Transmission of vector-borne disease is driven by contact rates between vectors and hosts. However, little is known about what drives fine-scale variation in mosquito host seeking behavior and the resulting consequences for contact patterns between mosquitoes and their hosts. We examined the roosting behavior of seven avian hosts of West Nile virus (WNV) and patterns of mosquito abundance among communal roost and non-communal roost sites and at different heights where birds roosted. We found some variation in roosting height among avian species coupled with increases in host-seeking mosquito densities higher in the canopy suggesting avian species experience differing vector contact rates influenced by their preferred roosting height. Prior research suggests host-seeking mosquito abundance increase with host group size, however in contrast to a priori predictions, we found significantly fewer host-seeking Culex mosquitoes at American robin communal roosts than non-communal roost sites, and far lower per capita biting mosquitoes and vector-host ratios at roost sites.

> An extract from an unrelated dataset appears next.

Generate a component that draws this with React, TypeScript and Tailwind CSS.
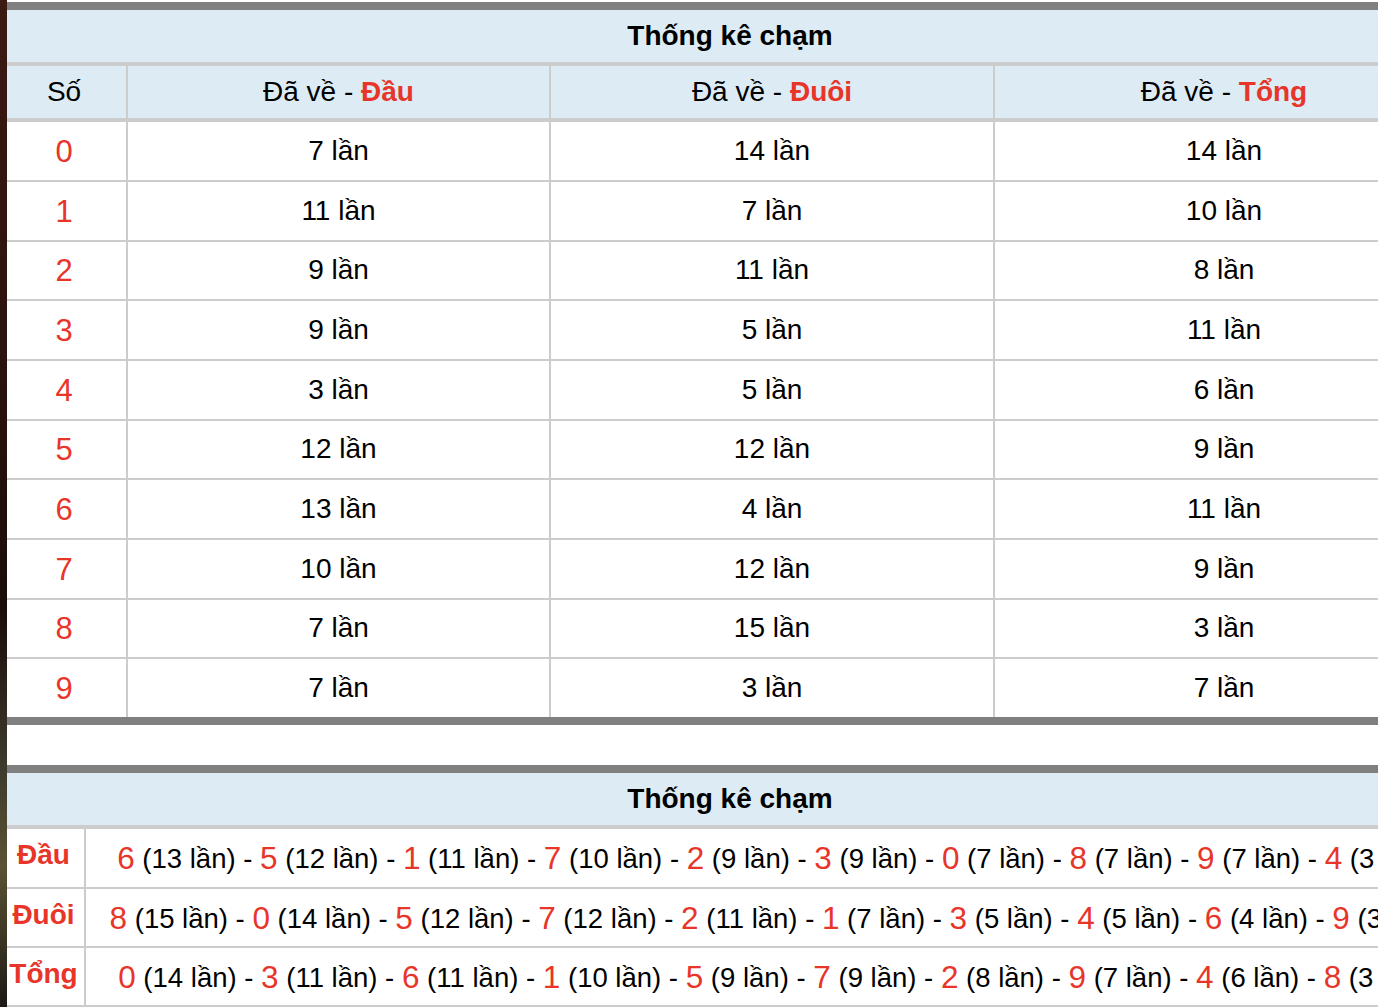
import React from "react";

const RED = "text-[#e8352a]";

const top: [number, number, number, number][] = [
  [0, 7, 14, 14],
  [1, 11, 7, 10],
  [2, 9, 11, 8],
  [3, 9, 5, 11],
  [4, 3, 5, 6],
  [5, 12, 12, 9],
  [6, 13, 4, 11],
  [7, 10, 12, 9],
  [8, 7, 15, 3],
  [9, 7, 3, 7],
];

const bottom: { label: string; items: [number, number][] }[] = [
  { label: "Đầu", items: [[6, 13], [5, 12], [1, 11], [7, 10], [2, 9], [3, 9], [0, 7], [8, 7], [9, 7], [4, 3]] },
  { label: "Đuôi", items: [[8, 15], [0, 14], [5, 12], [7, 12], [2, 11], [1, 7], [3, 5], [4, 5], [6, 4], [9, 3]] },
  { label: "Tổng", items: [[0, 14], [3, 11], [6, 11], [1, 10], [5, 9], [7, 9], [2, 8], [9, 7], [4, 6], [8, 3]] },
];

export default function App() {
  return (
    <div className="w-[1378px] h-[1007px] overflow-hidden flex items-start bg-white font-['Liberation_Sans',Arial,sans-serif] text-black">
      <div className="w-[7px] shrink-0 h-[1007px] bg-[linear-gradient(to_bottom,#3b1a12_0%,#2a120c_40%,#1a0c08_60%,#3d3a2c_76%,#5b5234_86%,#1c1a14_100%)]" />
      <div className="w-[1452px] shrink-0 pt-[2px]">
        {/* Top table */}
        <div className="border-t-[8px] border-[#808080]">
          <div className="h-[52px] w-[1446px] bg-[#dcebf4] flex items-center justify-center text-[28px] font-bold">
            Thống kê chạm
          </div>
          <div className="h-[60px] bg-[#dcebf4] border-t-[4px] border-b-[4px] border-[#cccccc] flex text-[28px]">
            <div className="w-[119px] pr-[5px] flex items-center justify-center">Số</div>
            <div className="w-[423px] border-l-2 border-[#cccccc] flex items-center justify-center">
              Đã về -&nbsp;<span className={`font-bold ${RED}`}>Đầu</span>
            </div>
            <div className="w-[444px] border-l-2 border-[#cccccc] flex items-center justify-center">
              Đã về -&nbsp;<span className={`font-bold ${RED}`}>Đuôi</span>
            </div>
            <div className="w-[460px] border-l-2 border-[#cccccc] flex items-center justify-center">
              Đã về -&nbsp;<span className={`font-bold ${RED}`}>Tổng</span>
            </div>
          </div>
          {top.map(([n, a, b, c], i) => (
            <div
              key={n}
              className={`flex text-[28px] ${i === 0 ? "h-[58px]" : "h-[59.67px] border-t-2 border-[#cccccc]"}`}
            >
              <div className={`w-[119px] pr-[5px] pt-[2px] flex items-center justify-center text-[31px] ${RED}`}>{n}</div>
              <div className="w-[423px] border-l-2 border-[#cccccc] flex items-center justify-center">{a} lần</div>
              <div className="w-[444px] border-l-2 border-[#cccccc] flex items-center justify-center">{b} lần</div>
              <div className="w-[460px] border-l-2 border-[#cccccc] flex items-center justify-center">{c} lần</div>
            </div>
          ))}
          <div className="h-[8px] bg-[#808080]" />
        </div>

        <div className="h-[40px]" />

        {/* Bottom table */}
        <div className="border-t-[8px] border-[#808080]">
          <div className="h-[52px] bg-[#dcebf4] border-b-[4px] border-[#cccccc] box-content">
            <div className="h-[52px] w-[1446px] flex items-center justify-center text-[28px] font-bold">
              Thống kê chạm
            </div>
          </div>
          {bottom.map((row, i) => (
            <div key={row.label} className={`flex ${i === 0 ? "h-[58px]" : "h-[59px] border-t-2 border-[#cccccc]"}`}>
              <div className={`w-[77px] pr-[4px] flex items-center justify-center pb-[5px] text-[28px] font-bold ${RED}`}>
                {row.label}
              </div>
              <div className="flex-1 border-l-2 border-[#cccccc] flex items-center justify-center whitespace-nowrap text-[27.5px] pt-[2px]">
                {row.items.map(([d, cnt], j) => (
                  <React.Fragment key={j}>
                    <span className={`text-[31.5px] ${RED}`}>{d}</span>
                    <span>&nbsp;({cnt} lần)</span>
                    {j < row.items.length - 1 && <span>&nbsp;-&nbsp;</span>}
                  </React.Fragment>
                ))}
              </div>
            </div>
          ))}
          <div className="h-[8px] bg-[#808080] border-t-2 border-[#cccccc]" />
        </div>
      </div>
    </div>
  );
}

Focusing specifically on American robins, the preferred host of Culex mosquitoes, our results suggest communal roosting behavior may reduce mosquito-biting rates on roosting individuals. Changes in American robin roosting behavior may partly explain previously observed seasonal changes in feeding patterns of Culex mosquitoes, which has direct implications for the transmission of WNV among birds and humans.